Verdict
Mewgenics offers more depth and ingenuity than any strategy game I’ve played in years. It is also terminally unfunny, with an aesthetic, theme, and cast of characters that consistently miss the mark. If you can square yourself with the humor, there is a genuinely great game waiting here.
Mewgenics is a strategy game about breeding cats. It’s also a game about inflicting untold horrors on those cats until they become super strong. There are also many poop jokes. I’m not sure I can get away with saying I accidentally put 100 hours into it, but the amount surprises me every time I look.
If a game about making cats multiply sounds strange to you, then strap in, because that’s potentially the most pedestrian idea that Mewgenics has. It’s a turn-based strategy game where you take a squad of four felines down a path filled with enemy encounters and random events.

Along the way, cats can level up, increasing one of their base stats like strength or movement range, and they can also pick up various items and armor pieces. Keeping ahead of the difficulty curve is vital, and if the cats return home, they can pass their new-found power to their offspring, should they procreate.
That’s kind of it, that’s the gist. Only… it also isn’t, because there are NPCs that give you side quests, and you have to donate unwanted cats to improve your base, item storage, and unlock new bits of equipment for future adventures. It’s a lot, but it works, as long as you don’t think too hard about where those poor cats are going.
The depth of Mewgenics is absurd, and after 100 hours, I’m astounded when a new path opens or a new item unlocks. I’m making constant progress, and it doesn’t seem to stop. I’ve never had two identical runs, and I’m beginning to think that just isn’t possible.
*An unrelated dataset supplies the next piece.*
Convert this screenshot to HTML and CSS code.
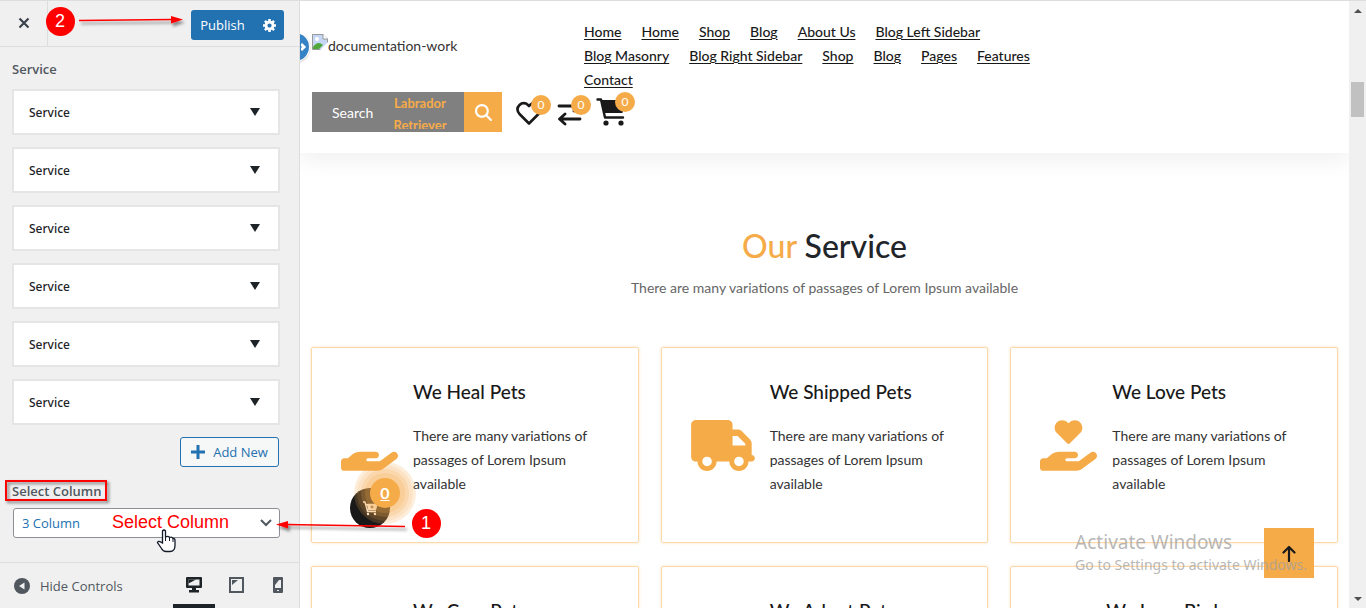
FILE: index.html
```html
<!DOCTYPE html>
<html lang="en">
<head>
<meta charset="utf-8">
<title>Customize: Service</title>
<link rel="stylesheet" href="styles.css">
</head>
<body>
<svg class="defs" aria-hidden="true">
  <symbol id="hand" viewBox="0 0 576 512"><path d="M559.7 392.2c17.8-13.1 21.6-38.1 8.5-55.9s-38.1-21.6-55.9-8.5L392.6 416H272c-8.8 0-16-7.2-16-16s7.2-16 16-16h80c17.7 0 32-14.3 32-32s-14.3-32-32-32H193.7c-29.1 0-57.3 9.9-80 28L68.8 384H32c-17.7 0-32 14.3-32 32v64c0 17.7 14.3 32 32 32h320.500c29 0 57.300-9.300 80.700-26.500z"/></symbol>
  <symbol id="truck" viewBox="0 0 640 512"><path d="M48 0C21.500 0 0 21.500 0 48V368c0 26.500 21.500 48 48 48H64c0 53 43 96 96 96s96-43 96-96H384c0 53 43 96 96 96s96-43 96-96h32c17.700 0 32-14.300 32-32s-14.300-32-32-32V237.300c0-17-6.700-33.300-18.700-45.300L512 114.700c-12-12-28.300-18.700-45.300-18.700H416V48c0-26.500-21.500-48-48-48H48zM416 160h50.700L544 237.300V256H416V160zM112 416a48 48 0 1 1 96 0 48 48 0 1 1-96 0zm368-48a48 48 0 1 1 0 96 48 48 0 1 1 0-96z"/></symbol>
  <symbol id="heart-solid" viewBox="0 0 576 512"><path d="M148 76.600C148 34.300 182.300 0 224.600 0c20.300 0 39.800 8.100 54.100 22.400l9.300 9.200 9.200-9.200C311.500 8.100 331 0 351.400 0 393.700 0 428 34.300 428 76.600c0 20.300-8.100 39.800-22.400 54.100L302.100 234.100c-7.800 7.800-20.500 7.800-28.300 0L170.400 130.700C156.100 116.400 148 96.900 148 76.600z"/></symbol>
</svg>

<div class="app">
  <aside class="panel">
    <header class="panel-head">
      <button class="close" aria-label="Close"><svg width="12" height="12" viewBox="0 0 12 12"><path d="M1.500 1.500l9 9M10.500 1.500l-9 9" stroke="#3c434a" stroke-width="2.200"/></svg></button>
      <div class="publish">
        <button class="publish-main">Publish</button>
        <button class="publish-gear" aria-label="Publish settings"><svg width="13" height="13" viewBox="-8 -8 16 16"><circle r="4.300" fill="none" stroke="#fff" stroke-width="3.400"/><path d="M0-8V-5M0 8V5M-8 0H-5M8 0H5M-5.600-5.600l2 2M5.600 5.600l-2-2M-5.600 5.600l2-2M5.600-5.600l-2 2" stroke="#fff" stroke-width="3.200"/></svg></button>
      </div>
    </header>
    <div class="panel-body">
      <h2 class="label">Service</h2>
      <div class="items">
        <button class="item">Service<span class="caret"></span></button>
        <button class="item">Service<span class="caret"></span></button>
        <button class="item">Service<span class="caret"></span></button>
        <button class="item">Service<span class="caret"></span></button>
        <button class="item">Service<span class="caret"></span></button>
        <button class="item">Service<span class="caret"></span></button>
      </div>
      <button class="add"><svg width="14" height="14" viewBox="0 0 14 14"><path d="M7 0v14M0 7h14" stroke="#2271b1" stroke-width="3"/></svg>Add New</button>
      <label class="label" for="columns">Select Column</label>
      <div class="select-wrap">
        <select id="columns" class="select"><option>3 Column</option></select>
        <svg class="chevron" width="12" height="8" viewBox="0 0 12 8"><path d="M1 1l5 5 5-5" fill="none" stroke="#50575e" stroke-width="2"/></svg>
      </div>
    </div>
    <footer class="panel-foot">
      <button class="hide"><svg width="16" height="16" viewBox="0 0 16 16"><circle cx="8" cy="8" r="8" fill="#50575e"/><path d="M10.500 4.500v7L5 8z" fill="#f0f0f1"/></svg>Hide Controls</button>
      <div class="devices">
        <button class="device active" aria-label="Desktop"><svg width="16" height="16" viewBox="0 0 16 16"><path d="M1 0h14q1 0 1 1v9q0 1-1 1h-5v2h3v2.500H3V13h3v-2H1q-1 0-1-1V1q0-1 1-1z" fill="#1d2327"/><path d="M2.500 2.500h11v6h-11z" fill="#f0f0f1"/><path d="M2.500 2.500H10L2.500 6.500z" fill="#1d2327"/></svg></button>
        <button class="device" aria-label="Tablet"><svg width="15" height="16" viewBox="0 0 15 16"><path d="M1 1h13v14H1z" fill="#f0f0f1" stroke="#50575e" stroke-width="2"/><path d="M3 3h6L3 8z" fill="#50575e"/></svg></button>
        <button class="device" aria-label="Mobile"><svg width="10" height="16" viewBox="0 0 10 16"><rect width="10" height="16" rx="1" fill="#50575e"/><path d="M2 3h6v8H2z" fill="#f0f0f1"/><path d="M2 3h4L2 8z" fill="#50575e"/><path d="M4 13h2v1H4z" fill="#f0f0f1"/></svg></button>
      </div>
    </footer>
  </aside>

  <main class="preview">
    <button class="edit" aria-label="Edit"><svg width="8" height="12" viewBox="0 0 8 12"><path d="M0 3l3 3-3 3" fill="none" stroke="#fff" stroke-width="3"/></svg></button>
    <header class="site-head">
      <div class="head-row">
        <a class="logo" href="#"><svg width="16" height="16" viewBox="0 0 16 16"><path d="M.5.5H11L15.500 5v10.500H.5z" fill="#c5d7f5" stroke="#999"/><path d="M11 0v5h5" fill="#fff" stroke="#999"/><circle cx="5" cy="5" r="2" fill="#fff"/><path d="M1 15v-2q5-7 10-2l-4 4z" fill="#4fa83c"/><path d="M8 16l8-8v8z" fill="#fff"/></svg>documentation-work</a>
        <nav class="nav">
          <a href="#">Home</a><a href="#">Home</a><a href="#">Shop</a><a href="#">Blog</a><a href="#">About Us</a><a href="#">Blog Left Sidebar</a><a href="#">Blog Masonry</a><a href="#">Blog Right Sidebar</a><a href="#">Shop</a><a href="#">Blog</a><a href="#">Pages</a><a href="#">Features</a><a href="#">Contact</a>
        </nav>
      </div>
      <div class="tools">
        <form class="search">
          <span class="search-text">Search</span>
          <span class="search-word">Labrador Retriever</span>
          <button class="search-btn" type="button" aria-label="Search"><svg width="17" height="17" viewBox="0 0 512 512"><path fill="#fff" d="M416 208c0 45.900-14.900 88.300-40 122.700L502.600 457.400c12.500 12.500 12.500 32.800 0 45.300s-32.800 12.500-45.300 0L330.700 376c-34.400 25.200-76.800 40-122.700 40C93.100 416 0 322.900 0 208S93.100 0 208 0s208 93.100 208 208zM208 352a144 144 0 1 0 0-288 144 144 0 1 0 0 288z"/></svg></button>
        </form>
        <div class="shop-icons">
          <a class="shop-icon" href="#" aria-label="Wishlist"><svg width="26" height="25" viewBox="0 0 26 25"><path d="M13 22.500L3.500 13C1 10 1 6.500 3.500 4 6 1.500 9.500 1.500 12 4l1 1 1-1c2.500-2.500 6-2.500 8.500 0s2.500 6 0 9z" fill="none" stroke="#191919" stroke-width="2.600" stroke-linejoin="round"/></svg><span class="count">0</span></a>
          <a class="shop-icon" href="#" aria-label="Compare"><svg width="26" height="25" viewBox="0 0 26 25"><path d="M3 5h20M18 0l5 5-5 5M24 18H4M9 13l-5.500 5L9 23" fill="none" stroke="#191919" stroke-width="2.800" stroke-linecap="round" stroke-linejoin="round"/></svg><span class="count">0</span></a>
          <a class="shop-icon cart" href="#" aria-label="Cart"><svg width="30" height="28" viewBox="0 0 30 28"><path d="M1.500 1.500H5l4 18h18" fill="none" stroke="#191919" stroke-width="2.400" stroke-linecap="round" stroke-linejoin="round"/><path d="M5 2h24l-2.500 13H8z" fill="#191919"/><circle cx="10" cy="25" r="2.600" fill="#191919"/><circle cx="25" cy="25" r="2.600" fill="#191919"/></svg><span class="count">0</span></a>
        </div>
      </div>
    </header>

    <section class="services">
      <h1 class="title"><span>Our</span> Service</h1>
      <p class="lead">There are many variations of passages of Lorem Ipsum available</p>
      <div class="cards">
        <article class="card">
          <svg class="icon" width="57" height="51"><use href="#hand"/></svg>
          <div class="card-text"><h3>We Heal Pets</h3><p>There are many variations of passages of Lorem Ipsum available</p></div>
        </article>
        <article class="card">
          <svg class="icon" width="64" height="51"><use href="#truck"/></svg>
          <div class="card-text"><h3>We Shipped Pets</h3><p>There are many variations of passages of Lorem Ipsum available</p></div>
        </article>
        <article class="card">
          <svg class="icon" width="57" height="51"><use href="#hand"/><use href="#heart-solid"/></svg>
          <div class="card-text"><h3>We Love Pets</h3><p>There are many variations of passages of Lorem Ipsum available</p></div>
        </article>
        <article class="card">
          <svg class="icon" width="57" height="51"><use href="#hand"/></svg>
          <div class="card-text"><h3>We Care Pets</h3><p>There are many variations of passages of Lorem Ipsum available</p></div>
        </article>
        <article class="card">
          <svg class="icon" width="64" height="51"><use href="#truck"/></svg>
          <div class="card-text"><h3>We Adopt Pets</h3><p>There are many variations of passages of Lorem Ipsum available</p></div>
        </article>
        <article class="card">
          <svg class="icon" width="51" height="51"><use href="#heart-solid"/></svg>
          <div class="card-text"><h3>We Love Birds</h3><p>There are many variations of passages of Lorem Ipsum available</p></div>
        </article>
      </div>
    </section>

    <a class="float-cart" href="#" aria-label="Cart"><svg width="16" height="16" viewBox="0 0 16 16"><path d="M1 2h2l2.500 9.500H14M4 4.500h11l-1.500 5H5" fill="none" stroke="#fff" stroke-width="1.300"/><path d="M5 5h9.500l-1 4.500H6z" fill="#fff"/><path d="M10 5.500v3M8.500 7h3" stroke="#5b4420"/><circle cx="6" cy="14" r="1.200" fill="#fff"/><circle cx="13" cy="14" r="1.200" fill="#fff"/></svg><span class="float-count">0</span></a>
    <button class="to-top" aria-label="Back to top"><svg width="14" height="17" viewBox="0 0 14 17"><path d="M7 16V2M1.500 7.500L7 2l5.500 5.500" fill="none" stroke="#191919" stroke-width="2.200" stroke-linecap="round" stroke-linejoin="round"/></svg></button>
    <div class="watermark"><strong>Activate Windows</strong><span>Go to Settings to activate Windows.</span></div>
  </main>

  <div class="scrollbar" aria-hidden="true"><i class="arrow up"></i><i class="thumb"></i><i class="arrow down"></i></div>
</div>

<svg class="notes" width="450" height="608" viewBox="0 0 450 608">
  <defs><filter id="sh" x="-10%" y="-200%" width="120%" height="600%"><feDropShadow dx="2" dy="3" stdDeviation="1.500" flood-opacity=".45"/></filter>
  <filter id="sh2" x="-10%" y="-50%" width="120%" height="200%"><feDropShadow dx="2" dy="2" stdDeviation="1.500" flood-opacity=".5"/></filter></defs>
  <circle cx="60.500" cy="21.500" r="14.500" fill="red"/>
  <text class="num" x="60" y="27">2</text>
  <g filter="url(#sh)"><path d="M79 20.500L172 19.500" stroke="red" stroke-width="1.600"/><path d="M171 16l12 3.500-12 4z" fill="red"/></g>
  <g filter="url(#sh)"><path d="M286 524.500L405 526.500" stroke="red" stroke-width="1.600"/><path d="M288 521l-12 3.500 12 4z" fill="red"/></g>
  <circle cx="426.500" cy="523.500" r="14.500" fill="red"/>
  <text class="num" x="426" y="529">1</text>
  <rect x="6" y="481" width="100" height="19" fill="none" stroke="red" stroke-width="2" filter="url(#sh2)"/>
  <text class="hint" x="112" y="528">Select Column</text>
  <path d="M162.500 539V531q1.500-2 3 0v6q3-1.500 4 .5 2.500-1 3.500 1 2-.5 2 2v5q0 6-5 6h-4q-3 0-4.500-3l-4-6q.5-2.500 5 .5z" fill="#fff" stroke="#111827" stroke-width="1.300"/><path d="M165.500 536v5M169.500 537v4M173 539v3" stroke="#111827"/>
</svg>
</body>
</html>
```
FILE: styles.css
```css
* { box-sizing: border-box; }
body { margin: 0; height: 100vh; overflow: hidden; background: #fff; font-family: "Open Sans", "Noto Sans", sans-serif; }
button { border: 0; padding: 0; background: none; font: inherit; color: inherit; }
.defs { position: absolute; width: 0; height: 0; }
.app { display: flex; height: 100%; border-top: 1px solid #ddd; }

.panel { flex: 0 0 300px; display: flex; flex-direction: column; background: #f0f0f0; border-right: 1px solid #ddd; font-size: 13px; }
.panel-head { display: flex; flex: 0 0 46px; justify-content: space-between; align-items: center; padding-right: 15px; border-bottom: 1px solid #ddd; }
.close { width: 48px; height: 45px; border-right: 1px solid #ddd; }
.publish { display: flex; height: 30px; background: #2271b1; color: #fff; border-radius: 3px; margin-top: 3px; }
.publish-main { width: 63px; font-size: 13px; }
.publish-gear { width: 30px; display: grid; place-items: center; }
.panel-body { flex: 1; padding: 12px 19px 0 12px; display: flex; flex-direction: column; min-height: 0; }
.label { margin: 0; font-size: 13px; line-height: 20px; font-weight: 600; color: #50575e; }
.items { display: grid; gap: 12px; margin: 10px 0 12px; }
.item { height: 46px; display: flex; justify-content: space-between; align-items: center; padding: 0 18px 0 15px; background: #fff; border: 2px solid #e5e5e5; font-family: "Noto Sans", "Open Sans", sans-serif; font-weight: 500; font-size: 12px; color: #1d2327; }
.caret { border: 5px solid transparent; border-top: 8px solid #1d2327; border-bottom: 0; }
.add { align-self: flex-end; display: flex; align-items: center; justify-content: center; gap: 8px; width: 99px; height: 30px; margin: 0 1px 14px 0; border: 1px solid #2271b1; border-radius: 3px; background: #f6f7f7; color: #2271b1; }
.select-wrap { position: relative; margin: 7px 0 0 1px; }
.select { appearance: none; width: 100%; height: 30px; padding: 0 8px; border: 1px solid #8c8f94; border-radius: 3px; background: #fff; color: #2271b1; font: inherit; font-size: 13px; }
.chevron { position: absolute; right: 8px; top: 11px; }
.panel-foot { flex: 0 0 46px; display: flex; justify-content: space-between; border-top: 1px solid #ddd; padding: 0 0 0 14px; color: #50575e; }
.hide { display: flex; align-items: center; gap: 10px; }
.devices { display: flex; }
.device { width: 42px; display: grid; place-items: center; padding-top: 3px; border-bottom: 4px solid transparent; }
.device.active { border-bottom-color: #1d2327; }

.preview { flex: 1; min-width: 0; position: relative; overflow: hidden; font-family: Lato, "Open Sans", sans-serif; font-size: 14px; line-height: 24px; color: #191919; }
.edit { position: absolute; left: -19px; top: 32px; width: 28px; height: 28px; border-radius: 50%; background: #3582c4; box-shadow: 0 0 0 1px #fff, 0 1px 3px rgba(0,0,0,.4); display: flex; align-items: center; justify-content: flex-end; }
.site-head { padding: 19px 12px 21px; box-shadow: 0 8px 20px rgba(0,0,0,.06); }
.head-row { display: grid; grid-template-columns: 272px minmax(0, 480px); }
.logo { display: flex; height: 52px; align-items: center; color: #333; text-decoration: none; }
.logo svg { margin-bottom: 8px; }
.nav { display: flex; flex-wrap: wrap; gap: 0 20px; }
.nav a { color: #191919; font-weight: 500; text-decoration: underline; text-underline-offset: 2px; }
.tools { display: flex; gap: 14px; }
.search { display: flex; width: 190px; height: 40px; background: #808080; color: #fff; overflow: hidden; }
.search-text { padding: 9px 0 0 20px; width: 68px; }
.search-word { flex: 1; height: 37px; overflow: hidden; padding-right: 4px; text-align: center; font-weight: 700; font-size: 13px; color: #f6ab49; line-height: 22px; }
.search-btn { width: 38px; height: 40px; background: #f6ab49; display: grid; place-items: center; }
.shop-icons { display: flex; gap: 14px; }
.shop-icon { position: relative; height: 25px; margin-top: 9px; color: #fff; }
.shop-icon.cart { margin-top: 6px; }
.count { position: absolute; right: -9px; top: -6px; width: 20px; height: 20px; border-radius: 50%; background: #f6ab49; color: #fff; font-size: 12px; line-height: 20px; text-align: center; }

.services { padding: 73px 11px 0; }
.title { margin: 0; font-size: 32px; line-height: 40px; font-weight: 500; text-align: center; color: #212529; }
.title span { color: #f6ab49; }
.lead { margin: 10px 0 47px; text-align: center; color: #666; }
.cards { display: grid; grid-template-columns: repeat(3, minmax(0, 1fr)); gap: 23px 22px; }
.card { display: flex; align-items: center; gap: 15px; min-height: 196px; padding: 29px; border: 1px solid #fbd9ab; border-radius: 2px; box-shadow: 0 0 3px rgba(246,171,73,.35); }
.icon { flex: none; fill: #f6ab49; }
.card h3 { margin: 0 0 18px; font-size: 19px; line-height: 28px; font-weight: 500; }
.card p { margin: 0 0 16px; color: #333; }

.float-cart { position: absolute; left: 50px; bottom: 80px; width: 40px; height: 40px; border-radius: 50%; background: #191919; display: grid; place-items: center; }
.float-count { position: absolute; left: 20px; top: -10px; width: 30px; height: 30px; border-radius: 50%; background: #f6ab49; color: #fff; font-size: 16px; font-weight: 700; line-height: 30px; text-align: center; text-decoration: underline; box-shadow: 0 0 0 5px rgba(246,171,73,.2), 0 0 0 9px rgba(246,171,73,.2), 0 0 0 13px rgba(246,171,73,.15), 0 0 0 16px rgba(246,171,73,.2); }
.to-top { position: absolute; right: 35px; bottom: 30px; width: 50px; height: 50px; background: #f6ab49; display: grid; place-items: center; }
.watermark { position: absolute; right: 42px; bottom: 32px; color: rgba(160,160,160,.75); font-family: "Noto Sans", "Open Sans", sans-serif; font-size: 14px; line-height: 22px; display: grid; }
.watermark strong { font-size: 19px; line-height: 24px; font-weight: 400; }

.scrollbar { flex: 0 0 17px; background: #f0f0f0; display: flex; flex-direction: column; align-items: center; padding: 8px 0 7px; }
.arrow { border: 4px solid transparent; }
.up { border-top: 0; border-bottom-color: #505050; }
.down { border-bottom: 0; border-top-color: #505050; margin-top: auto; }
.thumb { width: 13px; height: 35px; margin-top: 69px; background: #c1c1c1; }

.notes { position: absolute; left: 0; top: 0; pointer-events: none; }
.num { font: 18px "Liberation Sans", sans-serif; fill: #fff; text-anchor: middle; }
.hint { font: 18px "Liberation Sans", sans-serif; fill: red; }
```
Before each run, I choose up to four cats from my house and assign them a class, most of which will be familiar to anyone who has bumped into an RPG in the last 30 years. Tanks, fighters, mages – it’s all fairly basic stuff on the face of things. Once I lock the classes in, each one gets assigned random abilities and a passive, which is where things start to get interesting.
Because of the random nature of my cat’s abilities, I must embrace the chaos. One run might have a tank that spawns living rocks that fight for me, while another may have that same class of cat grow thorns that damage enemies that damage them. Having a plan never worked for me, and formulating a strategy on the fly was the way forward.
After a while, I know what I’m looking for before a run. Certain abilities and traits are super effective, and I want to relive past glories, although it never quite works out that way. My favorite of the bunch was during a modified run that infested any allied units with spiders – if that unit dies, the spiders burst from the body and join me in the fight. I had a unit that spawned flies before each encounter, so I ended up with an army of spider-infested flies that did most of the fighting for me. It was great.

The battle system is robust, if a little messy. The visuals can muddy the action, with scenery obscuring enemy units and vital pickups. When I press the Ctrl key, it simplifies everything on screen, turning every unit into what looks like a board game token. I had to remind myself to use it often, because the default look was often a mess.
I found it quite difficult to gel with the early 2000s-era flash cartoon aesthetic, especially when it was coupled with an early 2000s-era flash cartoon sense of humor. Mewgenics is plenty of things: complicated, rewarding, challenging, but it is not funny. Every NPC that crossed my path made me cringe harder than the last, and some of the ideas on show are real bottom-of-the-barrel stuff.
From a strange, almost mummy-like character repeating the same phrase about my stuff being soaked in urine after a failed run, to a professor character who calls you stupid for hitting the smallest snag, there is no charm to be found here. The best thing I did was turn the ‘humping animations’ to ‘safe’, which transformed the oft-repeated sex screen with one of cats being brought a kitten by a bird, or performing a satanic ritual that awarded them with offspring.

It makes me wonder who this game is for. It’s all subjective, of course, but I feel like those of a deep strategy ilk may not want to put up with a constant barrage of fart jokes, and those who want a lighter, joke-ridden game won’t want to commit to the steep learning curve.
If you can somehow connect with Mewgenics’ love of the grotesque, and find some humor in contracting feline AIDS midway through a run, while also engaging with its deep, systematic strategy, then this might actually be an all-timer for you. I couldn’t, though, and while I was enthralled for a time with taking down each new goal, ultimately, I didn’t feel great while playing it.
Mewgenics is a good, maybe even great, strategy game that is also criminally unfunny. It offers more depth than any strategy game I’ve played in years. From cultivating the perfect team to putting them through their paces on a run, it is genuinely ingenious how everything works and connects. But much like getting a brilliant present wrapped in something foul, I didn’t really want to open it.